== GIVEN DATA

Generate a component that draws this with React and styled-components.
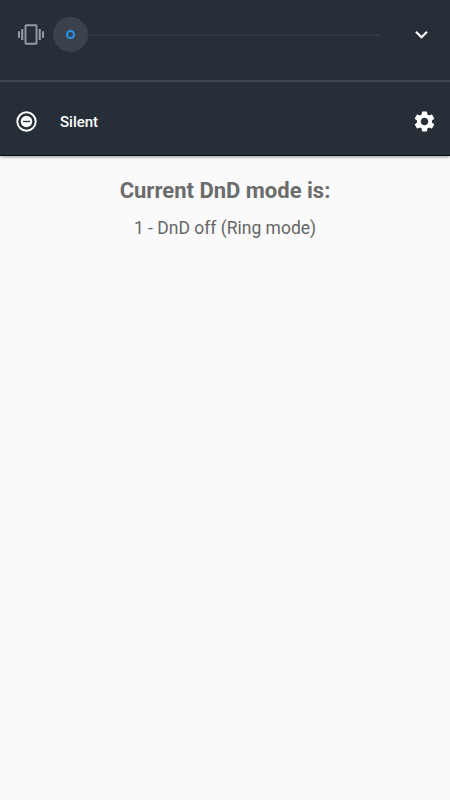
import styled, { createGlobalStyle } from "styled-components";
import { MdExpandMore, MdSettings } from "react-icons/md";

const App = () => {
  return (
    <>
      <GlobalStyle />
      <Screen>
        <VolumePanel>
          <SliderRow>
            <VibrateIcon />
            <Slider>
              <Thumb>
                <Dot />
              </Thumb>
              <Track />
            </Slider>
            <IconButton aria-label="Expand">
              <MdExpandMore size={25} />
            </IconButton>
          </SliderRow>
          <ModeRow>
            <SilentIcon />
            <ModeLabel>Silent</ModeLabel>
            <IconButton aria-label="Settings">
              <MdSettings size={25} />
            </IconButton>
          </ModeRow>
        </VolumePanel>
        <Content>
          <Title>Current DnD mode is:</Title>
          <Status>1 - DnD off (Ring mode)</Status>
        </Content>
      </Screen>
    </>
  );
};

const VibrateIcon = () => (
  <svg width="26" height="21" viewBox="0 0 26 21" fill="#939ba3">
    <path d="M0 7.2h2v6.6H0zM3.2 5.1h2.1v10.8H3.2zM20.7 5.1h2.1v10.8h-2.1zM24 7.2h2v6.6h-2z" />
    <rect
      x="7.5"
      y="1.3"
      width="11"
      height="18.4"
      rx="0.5"
      fill="none"
      stroke="#939ba3"
      strokeWidth="1.9"
    />
  </svg>
);

const SilentIcon = () => (
  <svg width="21" height="21" viewBox="0 0 21 21" fill="none">
    <circle cx="10.5" cy="10.5" r="9.2" stroke="#fff" strokeWidth="1.9" />
    <circle cx="10.5" cy="10.5" r="5.7" fill="#fff" />
    <path d="M7 10.5h7" stroke="#262e38" strokeWidth="1.3" />
  </svg>
);

const GlobalStyle = createGlobalStyle`
  body {
    margin: 0;
    background: #fafafa;
    font-family: Roboto, sans-serif;
  }
`;

const Screen = styled.div`
  width: 450px;
  height: 800px;
  overflow: hidden;
  background: #fafafa;
`;

const VolumePanel = styled.div`
  box-sizing: border-box;
  height: 156px;
  background: #262e38;
  border-bottom: 1px solid #090e15;
  box-shadow: 0 1px 3px rgba(0, 0, 0, 0.4);
`;

const SliderRow = styled.div`
  box-sizing: border-box;
  display: flex;
  align-items: center;
  height: 82px;
  padding: 0 16px 11px 18px;
  border-bottom: 2px solid #3e464f;
`;

const Slider = styled.div`
  display: flex;
  align-items: center;
  width: 327px;
  margin-left: 9px;
`;

const Thumb = styled.div`
  display: flex;
  align-items: center;
  justify-content: center;
  flex: none;
  width: 35px;
  height: 35px;
  border-radius: 50%;
  background: #3c424c;
`;

const Dot = styled.div`
  box-sizing: border-box;
  width: 9px;
  height: 9px;
  border: 2px solid #2196f3;
  border-radius: 50%;
`;

const Track = styled.div`
  flex: 1;
  height: 2px;
  background: #303841;
`;

const IconButton = styled.button`
  display: flex;
  margin-left: auto;
  padding: 0;
  border: none;
  background: none;
  color: #fff;
`;

const ModeRow = styled.div`
  display: flex;
  align-items: center;
  height: 73px;
  padding: 5px 13px 0 16px;
  box-sizing: border-box;
`;

const ModeLabel = styled.span`
  margin-left: 23px;
  padding-top: 1px;
  color: #fff;
  font-size: 15px;
  font-weight: 500;
  line-height: 20px;
`;

const Content = styled.div`
  padding-top: 20px;
  text-align: center;
`;

const Title = styled.h1`
  margin: 0;
  color: #6c6c6c;
  font-size: 22px;
  font-weight: 700;
  line-height: 30px;
`;

const Status = styled.p`
  margin: 10px 0 0;
  color: #666;
  font-size: 17.5px;
  line-height: 24px;
`;

export default App;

====

• **TASK DIRECTIONS**
Return the material word for word. Pictures are not part of the copy.

• **WRITTEN REPLY**
Generate a component that draws this with React and styled-components.
import styled, { createGlobalStyle } from "styled-components";
import { MdExpandMore, MdSettings } from "react-icons/md";

const App = () => {
  return (
    <>
      <GlobalStyle />
      <Screen>
        <VolumePanel>
          <SliderRow>
            <VibrateIcon />
            <Slider>
              <Thumb>
                <Dot />
              </Thumb>
              <Track />
            </Slider>
            <IconButton aria-label="Expand">
              <MdExpandMore size={25} />
            </IconButton>
          </SliderRow>
          <ModeRow>
            <SilentIcon />
            <ModeLabel>Silent</ModeLabel>
            <IconButton aria-label="Settings">
              <MdSettings size={25} />
            </IconButton>
          </ModeRow>
        </VolumePanel>
        <Content>
          <Title>Current DnD mode is:</Title>
          <Status>1 - DnD off (Ring mode)</Status>
        </Content>
      </Screen>
    </>
  );
};

const VibrateIcon = () => (
  <svg width="26" height="21" viewBox="0 0 26 21" fill="#939ba3">
    <path d="M0 7.2h2v6.6H0zM3.2 5.1h2.1v10.8H3.2zM20.7 5.1h2.1v10.8h-2.1zM24 7.2h2v6.6h-2z" />
    <rect
      x="7.5"
      y="1.3"
      width="11"
      height="18.4"
      rx="0.5"
      fill="none"
      stroke="#939ba3"
      strokeWidth="1.9"
    />
  </svg>
);

const SilentIcon = () => (
  <svg width="21" height="21" viewBox="0 0 21 21" fill="none">
    <circle cx="10.5" cy="10.5" r="9.2" stroke="#fff" strokeWidth="1.9" />
    <circle cx="10.5" cy="10.5" r="5.7" fill="#fff" />
    <path d="M7 10.5h7" stroke="#262e38" strokeWidth="1.3" />
  </svg>
);

const GlobalStyle = createGlobalStyle`
  body {
    margin: 0;
    background: #fafafa;
    font-family: Roboto, sans-serif;
  }
`;

const Screen = styled.div`
  width: 450px;
  height: 800px;
  overflow: hidden;
  background: #fafafa;
`;

const VolumePanel = styled.div`
  box-sizing: border-box;
  height: 156px;
  background: #262e38;
  border-bottom: 1px solid #090e15;
  box-shadow: 0 1px 3px rgba(0, 0, 0, 0.4);
`;

const SliderRow = styled.div`
  box-sizing: border-box;
  display: flex;
  align-items: center;
  height: 82px;
  padding: 0 16px 11px 18px;
  border-bottom: 2px solid #3e464f;
`;

const Slider = styled.div`
  display: flex;
  align-items: center;
  width: 327px;
  margin-left: 9px;
`;

const Thumb = styled.div`
  display: flex;
  align-items: center;
  justify-content: center;
  flex: none;
  width: 35px;
  height: 35px;
  border-radius: 50%;
  background: #3c424c;
`;

const Dot = styled.div`
  box-sizing: border-box;
  width: 9px;
  height: 9px;
  border: 2px solid #2196f3;
  border-radius: 50%;
`;

const Track = styled.div`
  flex: 1;
  height: 2px;
  background: #303841;
`;

const IconButton = styled.button`
  display: flex;
  margin-left: auto;
  padding: 0;
  border: none;
  background: none;
  color: #fff;
`;

const ModeRow = styled.div`
  display: flex;
  align-items: center;
  height: 73px;
  padding: 5px 13px 0 16px;
  box-sizing: border-box;
`;

const ModeLabel = styled.span`
  margin-left: 23px;
  padding-top: 1px;
  color: #fff;
  font-size: 15px;
  font-weight: 500;
  line-height: 20px;
`;

const Content = styled.div`
  padding-top: 20px;
  text-align: center;
`;

const Title = styled.h1`
  margin: 0;
  color: #6c6c6c;
  font-size: 22px;
  font-weight: 700;
  line-height: 30px;
`;

const Status = styled.p`
  margin: 10px 0 0;
  color: #666;
  font-size: 17.5px;
  line-height: 24px;
`;

export default App;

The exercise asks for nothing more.